[EXERCISE DIRECTIONS]: Copy out every line of the records where the string "that" occurs.

[GIVEN INFORMATION]:
※

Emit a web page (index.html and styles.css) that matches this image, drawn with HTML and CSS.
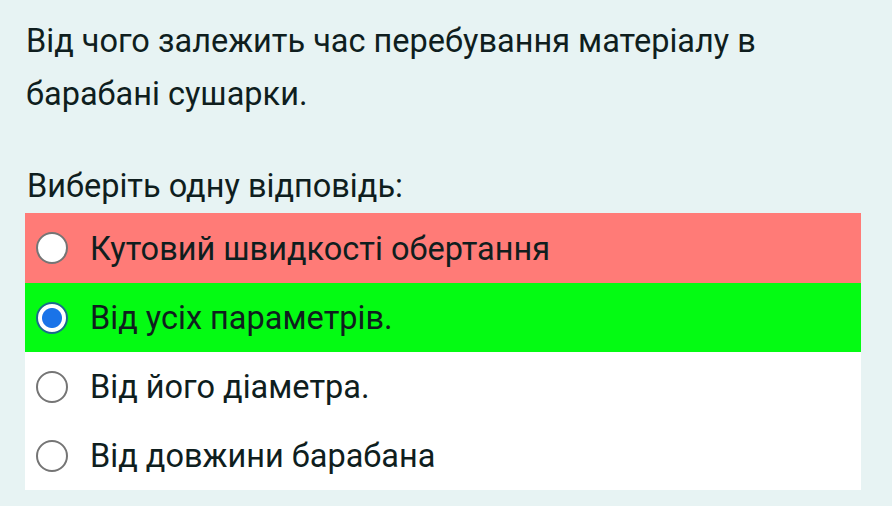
FILE: index.html
```html
<!DOCTYPE html>
<html lang="uk">
<head>
<meta charset="utf-8">
<link rel="stylesheet" href="styles.css">
</head>
<body>
<div class="page">
  <p class="question">Від чого залежить час перебування матеріалу в барабані сушарки.</p>
  <p class="prompt">Виберіть одну відповідь:</p>
  <div class="answers">
    <div class="option wrong"><span class="radio"></span><span class="label">Кутовий швидкості обертання</span></div>
    <div class="option right"><span class="radio checked"></span><span class="label">Від усіх параметрів.</span></div>
    <div class="option"><span class="radio"></span><span class="label">Від його діаметра.</span></div>
    <div class="option"><span class="radio"></span><span class="label">Від довжини барабана</span></div>
  </div>
</div>
</body>
</html>
```
FILE: styles.css
```css
html, body {
  margin: 0;
  padding: 0;
  background: #e7f3f3;
}
body {
  font-family: Roboto, "Noto Sans", sans-serif;
  color: #0f1e1e;
}
.page {
  width: 836px;
  padding: 15px 0 0 26px;
}
.question {
  margin: 0;
  font-size: 32.5px;
  line-height: 53px;
  width: 820px;
}
.prompt {
  margin: 39px 0 0 0;
  font-size: 32.5px;
  line-height: 53px;
  padding-left: 1px;
}
.answers {
  margin-top: 0;
  margin-left: -1px;
  background: #ffffff;
  width: 836px;
}
.option {
  display: flex;
  align-items: center;
  height: 69px;
  font-size: 32.5px;
}
.option.wrong { background: #ff7b77; height: 70px; }
.option.right { background: #04fb13; }
.radio {
  box-sizing: border-box;
  width: 32px;
  height: 32px;
  border-radius: 50%;
  border: 2px solid #757575;
  background: #fff;
  margin-left: 11px;
  margin-right: 22px;
  flex: none;
}
.radio.checked {
  border: 2px solid #1a6a8c;
  background: radial-gradient(circle, #1a73e8 0 9.5px, #ffffff 10.5px);
}
.label {
  line-height: 40px;
  padding-top: 1px;
}
```
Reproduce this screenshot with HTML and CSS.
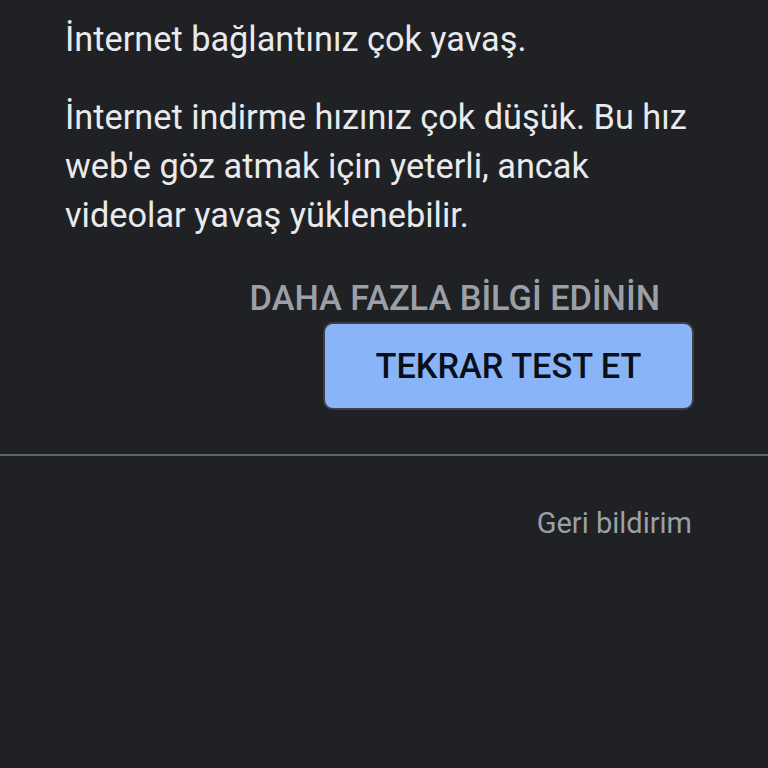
FILE: index.html
```html
<!DOCTYPE html>
<html lang="tr">
<head>
<meta charset="utf-8">
<link rel="stylesheet" href="styles.css">
</head>
<body>
<main class="content">
  <p class="title">İnternet bağlantınız çok yavaş.</p>
  <p class="desc">İnternet indirme hızınız çok düşük. Bu hız web'e göz atmak için yeterli, ancak videolar yavaş yüklenebilir.</p>
  <div class="actions">
    <a class="learn">DAHA FAZLA BİLGİ EDİNİN</a>
    <button class="retest">TEKRAR TEST ET</button>
  </div>
</main>
<hr class="divider">
<footer class="footer">
  <a class="feedback">Geri bildirim</a>
</footer>
</body>
</html>
```
FILE: styles.css
```css
html, body {
  margin: 0;
  padding: 0;
  background: #202124;
  height: 100%;
}
body {
  font-family: Roboto, "Noto Sans", sans-serif;
  color: #e8eaed;
}
.content {
  padding: 15px 74px 0 65px;
}
.title {
  margin: 0;
  font-size: 34.3px;
  line-height: 49px;
}
.desc {
  margin: 29px 0 0;
  font-size: 34.3px;
  line-height: 49px;
}
.actions {
  display: flex;
  flex-direction: column;
  align-items: flex-end;
  margin-top: 38px;
}
.learn {
  color: #9aa0a6;
  font-size: 34.3px;
  font-weight: 500;
  line-height: 40px;
  margin-right: 34px;
}
.retest {
  margin-top: 4px;
  width: 371px;
  height: 88px;
  background: #8ab4f8;
  border: 2px solid #3c4043;
  border-radius: 10px;
  color: #0b0f19;
  font-family: Roboto, sans-serif;
  font-size: 34.3px;
  font-weight: 500;
  padding: 0;
}
.divider {
  margin: 44px 0 0;
  border: 0;
  height: 2px;
  background: #5f6368;
}
.footer {
  display: flex;
  justify-content: flex-end;
  padding: 50px 76px 0 0;
}
.feedback {
  color: #9aa0a6;
  font-size: 29px;
  line-height: 34px;
}
```
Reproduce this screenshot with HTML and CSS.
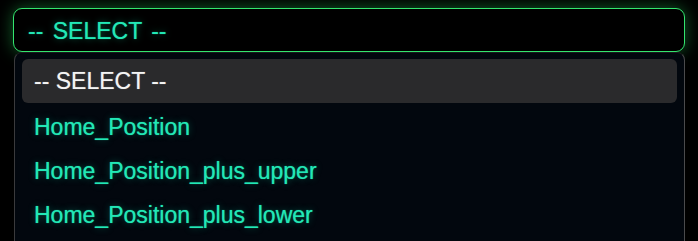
FILE: index.html
```html
<!DOCTYPE html>
<html>
<head>
<meta charset="utf-8">
<link rel="stylesheet" href="styles.css">
</head>
<body>
<div class="wrap">
  <div class="select">-- SELECT --</div>
  <div class="menu">
    <div class="opt selected">-- SELECT --</div>
    <div class="opt">Home_Position</div>
    <div class="opt">Home_Position_plus_upper</div>
    <div class="opt">Home_Position_plus_lower</div>
  </div>
</div>
</body>
</html>
```
FILE: styles.css
```css
html, body {
  margin: 0;
  padding: 0;
  background: #000;
  width: 698px;
  height: 241px;
  overflow: hidden;
}
.wrap {
  padding: 8px 13px 0 13px;
  font-family: "Liberation Sans", Arial, sans-serif;
  font-size: 23px;
}
.select {
  box-sizing: border-box;
  height: 44px;
  border: 1.5px solid #33e56e;
  border-radius: 9px;
  background: #000;
  color: #22e8b6;
  padding: 2px 0 0 14px;
  display: flex;
  align-items: center;
  word-spacing: 3px;
  box-shadow: 0 0 16px rgba(40, 210, 90, 0.45);
  text-shadow: 0 0 1px rgba(34, 232, 182, 0.7), 0 0 7px rgba(20, 200, 150, 0.45);
}
.menu {
  margin: 0 0 0 1px;
  background: #02070e;
  border-left: 1px solid #3a3a3c;
  border-right: 1px solid #4a4a4c;
  border-top: 1px solid #1a1a1c;
  border-radius: 8px 8px 0 0;
  padding: 6px 7px 0 7px;
  height: 200px;
  box-sizing: border-box;
}
.opt {
  height: 44px;
  display: flex;
  align-items: center;
  padding-left: 12px;
  color: #22e8b6;
  text-shadow: 0 0 1px rgba(34, 232, 182, 0.7), 0 0 7px rgba(20, 200, 150, 0.4);
  border-radius: 6px;
}
.opt.selected {
  background: #2a2a2c;
  color: #f4f4f4;
  text-shadow: 0 0 1px rgba(255, 255, 255, 0.5);
  margin-bottom: 2px;
}
```
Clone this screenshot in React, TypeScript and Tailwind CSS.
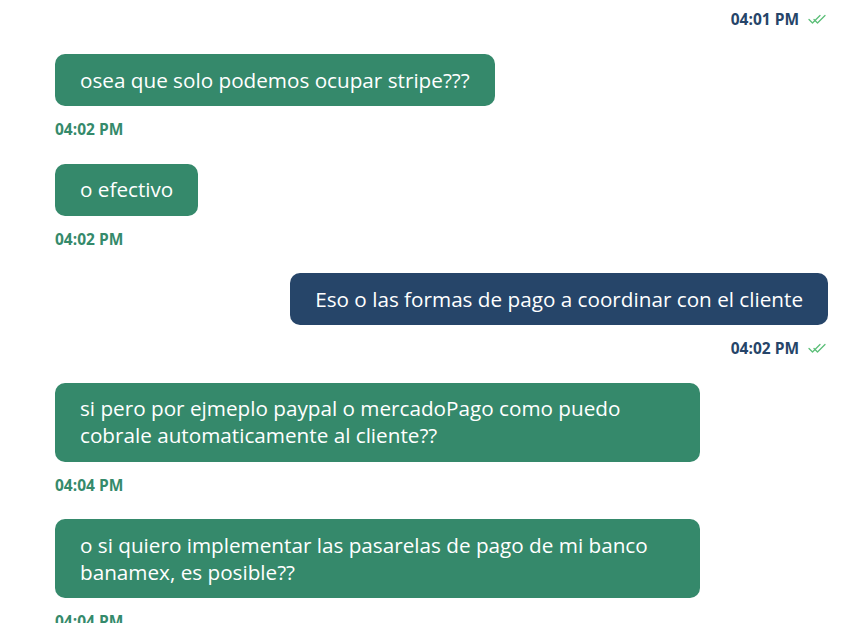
import React from "react";

type Msg = { text: string; time: string; mine: boolean };

const msgs: Msg[] = [
  { text: "osea que solo podemos ocupar stripe???", time: "04:02 PM", mine: false },
  { text: "o efectivo", time: "04:02 PM", mine: false },
  { text: "Eso o las formas de pago a coordinar con el cliente", time: "04:02 PM", mine: true },
  {
    text: "si pero por ejmeplo paypal o mercadoPago como puedo cobrale automaticamente al cliente??",
    time: "04:04 PM",
    mine: false,
  },
  {
    text: "o si quiero implementar las pasarelas de pago de mi banco banamex, es posible??",
    time: "04:04 PM",
    mine: false,
  },
];

function Checks() {
  return (
    <svg width="20" height="14" viewBox="0 0 20 14" fill="none" stroke="#5cbf78" strokeWidth="1.3" strokeLinecap="round" strokeLinejoin="round">
      <path d="M1 7.5 L4.5 11 L12 3.5" />
      <path d="M6 7.5 L9.5 11 L17 3.5" />
    </svg>
  );
}

function Time({ time, mine }: { time: string; mine: boolean }) {
  return (
    <div className={`flex items-center h-4 gap-[9px] ${mine ? "justify-end text-[#264569]" : "justify-start text-[#358a6b]"}`}>
      <span className="text-[15.5px] font-bold leading-4">{time}</span>
      {mine && <Checks />}
    </div>
  );
}

export default function App() {
  return (
    <div
      className="w-[857px] h-[623px] overflow-hidden bg-white pl-[55px] pr-[29px] pt-[11px]"
      style={{ fontFamily: "'Open Sans', sans-serif" }}
    >
      <div className="mb-[27px]">
        <Time time="04:01 PM" mine={true} />
      </div>
      {msgs.map((m, i) => (
        <div key={i} className="mb-[26.5px]">
          <div className={`flex ${m.mine ? "justify-end" : "justify-start"}`}>
            <div
              className={`max-w-[645px] rounded-[10px] px-[25px] py-[12.5px] text-white text-[20.7px] leading-[27px] ${
                m.mine ? "bg-[#264569]" : "bg-[#35896b]"
              }`}
            >
              {m.text}
            </div>
          </div>
          <div className="mt-[15px]">
            <Time time={m.time} mine={m.mine} />
          </div>
        </div>
      ))}
    </div>
  );
}
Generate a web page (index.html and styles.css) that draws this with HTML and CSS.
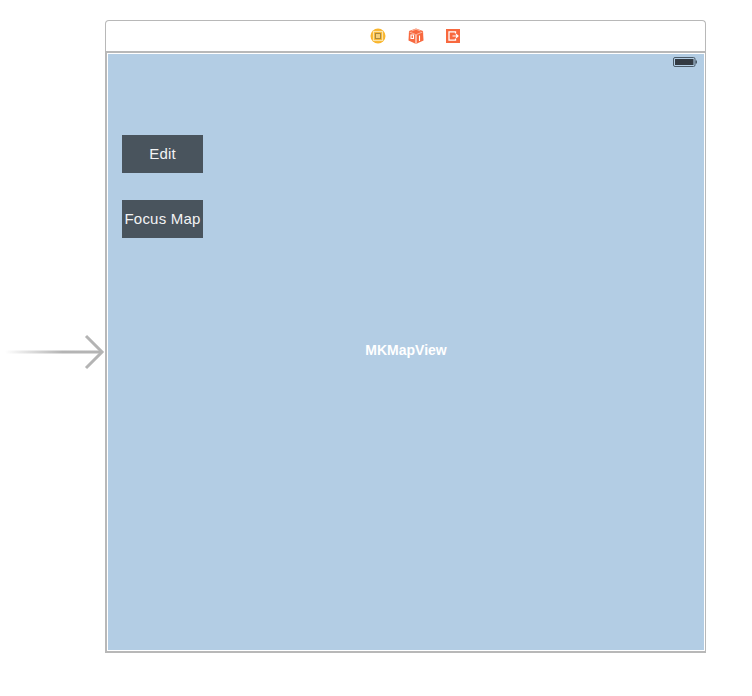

※

[EXERCISE RESULT]:
Emit a web page (index.html and styles.css) that matches this image, drawn with HTML and CSS.
Generate a web page (index.html and styles.css) that draws this with HTML and CSS.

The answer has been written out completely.